Einen ähnlichen Trend beobachten wir in vielen anderen westlichen Ländern. Deshalb haben bereits mehrere OECD-Länder eine vorläufige Erhöhung des Rentenalters um ein bis zwei Jahre beschlossen. Auch die Schweiz wird nicht darum herumkommen, selbst wenn die Gewerkschaften dies als absolutes No-Go abstempeln.
Eine solche fundamentale Änderung müsste natürlich mit entsprechenden gesetzlichen Vorschriften verbunden sein. Nicht in jedem Beruf wäre sie durchsetzbar. Und nicht wenige Firmen und Konzerne müssten ihre heute praktizierte egoistische Usanz der frühzeitigen Pensionierung aufgeben. Doch, wer weiss, vielleicht hilft bei diesem Paradigmenwechsel die demographische Entwicklung. Sie lässt bekanntlich einen grossen Mangel an Arbeitskräften erwarten.
Unsichere Renten?
Nach sieben Jahrzehnten AHV stehen unsicherere Zeiten an. Die höchst komfortable garantierte AHV-Rente ist eine grosse Errungenschaft. Viele Menschen im Land betrachten sie mittlerweile als eine Art Grundrecht, um in der dritten Lebensphase relativ komfortabel und sorgenlos leben zu können.
Einiges deutet darauf hin, dass diese stabile Grosswetterlage stürmischeren Zeiten Platz machen wird. Vergessen wird auch gern, dass in diesen siebzig Jahren die ausbezahlten Leistungen, aber auch die Ansprüche der Pensionierten stark gestiegen sind. Dass unser Land in Sachen Reformen des politischen Systems unverständlich zögerlich vorankommt, ja diese immer wieder verschleppt werden, passt leider haarscharf in diesen Rahmen.
Ob dies damit zusammenhängt, dass die verantwortlichen Damen und Herren schwierige, unpopuläre Themen angesichts des nächsten Wahltermins lieber in die Zukunft verschieben? Mit anderen Worten: sich zulasten der jüngeren Generation absetzen – diese soll es dann richten.
Solche National- und Ständeräte sind mindestens auf einem Auge blind. Sich der Realität zu verschliessen ist nie erfolgversprechend.
Kompromissbereitschaft statt politische Mätzchen
Die Zukunft der AHV ist viel zu wichtig, um sie politischen Hardlinern zu überlassen. Extremstandpunkte sind der Sache abträglich. Wenn SGB-Präsident Rudolf Rechsteiner die Vorschläge der Nationalratskommission zur Altersvorsorge vom August 2016 im „Tages-Anzeiger“ in gewohnt klassenkämpferischer Art als „Rentenmassaker, knallharten Sozialabbau, Verantwortungslosigkeit“ bezeichnet, entspricht das seiner Optik und Kampfstrategie. Extremforderungen von Arbeitgeberseite sind der Sache ebenfalls abträglich, wie etwa die Idee des automatischen Mechanismus zur Erhöhung des Rentenalters.
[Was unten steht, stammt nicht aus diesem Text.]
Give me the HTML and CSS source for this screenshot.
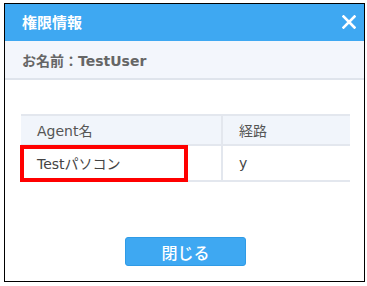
FILE: index.html
```
<!DOCTYPE html>
<html lang="ja">
  <head>
    <meta charset="UTF-8"/>
    <title>権限情報</title>
    <link rel="stylesheet" href="styles.css">
  </head>
  <body>
    <div class="dialog">
      <div class="header">
        <h1>権限情報</h1>
        <svg class="close" width="14" height="14" viewBox="0 0 14 14">
          <path d="M1.5 1.5 L12.5 12.5 M12.5 1.5 L1.5 12.5" stroke="#fff" stroke-width="2.6" stroke-linecap="square"/>
        </svg>
      </div>

      <div class="user">お名前：TestUser</div>

      <div class="content">
        <table class="perm">
          <tr>
            <th class="col-agent">Agent名</th>
            <th>経路</th>
          </tr>
          <tr>
            <td class="col-agent"><span class="mark"></span>Testパソコン</td>
            <td>y</td>
          </tr>
        </table>
      </div>

      <div class="footer">
        <button class="btn">閉じる</button>
      </div>
    </div>
  </body>
</html>
```

FILE: styles.css
```
*{
  margin: 0;
  box-sizing: border-box;
  font-family: "DejaVu Sans", "Noto Sans CJK JP", sans-serif;
}

body{
  background-color: #fff;
  padding: 3px 2px 4px 4px;
}

.dialog{
  border: 1px solid #000;
  height: 279px;
  display: flex;
  flex-direction: column;
}

.header{
  background-color: #3ea8f2;
  height: 37px;
  display: flex;
  align-items: center;
  justify-content: space-between;
  padding: 0 8px 2px 17px;
}

.header h1{
  color: #fff;
  font-size: 15px;
  font-weight: bold;
}

.user{
  background-color: #f3f6fc;
  border-bottom: 2px solid #dfe4ec;
  height: 39px;
  display: flex;
  align-items: center;
  padding-left: 17px;
  color: #666;
  font-size: 14px;
  font-weight: bold;
}

.content{
  padding: 34px 14px 0 16px;
}

.perm{
  width: 329px;
  border-collapse: collapse;
  font-size: 14px;
  color: #444;
}

.perm th, .perm td{
  text-align: left;
  padding: 0 0 0 16px;
  border-top: 2px solid #e3e7ee;
  border-bottom: 2px solid #e3e7ee;
}

.perm th + th, .perm td + td{
  border-left: 2px solid #e3e7ee;
}

.perm th{
  background-color: #f1f5fb;
  height: 30px;
  font-weight: normal;
  color: #555;
}

.perm td{
  height: 36px;
}

.perm .col-agent{
  width: 201px;
  position: relative;
}

.mark{
  position: absolute;
  left: -1px;
  top: -1px;
  width: 168px;
  height: 37px;
  border: 4px solid #f00;
}

.footer{
  margin-top: auto;
  padding-bottom: 15px;
  display: flex;
  justify-content: center;
}

.btn{
  width: 121px;
  height: 29px;
  margin-left: 2px;
  background-color: #3ea8f2;
  border: 1px solid #2f9be6;
  border-radius: 3px;
  color: #fff;
  font-size: 16px;
  font-family: "Noto Sans CJK JP", sans-serif;
  font-weight: 500;
}
```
Im Hinblick auf das Generationenwerk „Rentenreform 2020“ ist es deshalb auch unklug, wenn die SVP/FDP-Mehrheit jetzt aus Übermut im Parlament dazu tendiert, das Fuder zu überladen. Besonnene Köpfe müssen an Kompromisslösungen arbeiten, um zu verhindern, dass die AHVplus-Initiative vom Volk angenommen wird und damit ein Konsens für die „Rentenreform 2020“ schon mal in weite Ferne rückt. Denn auch dannzumal wird wohl das Volk das letzte Wort haben.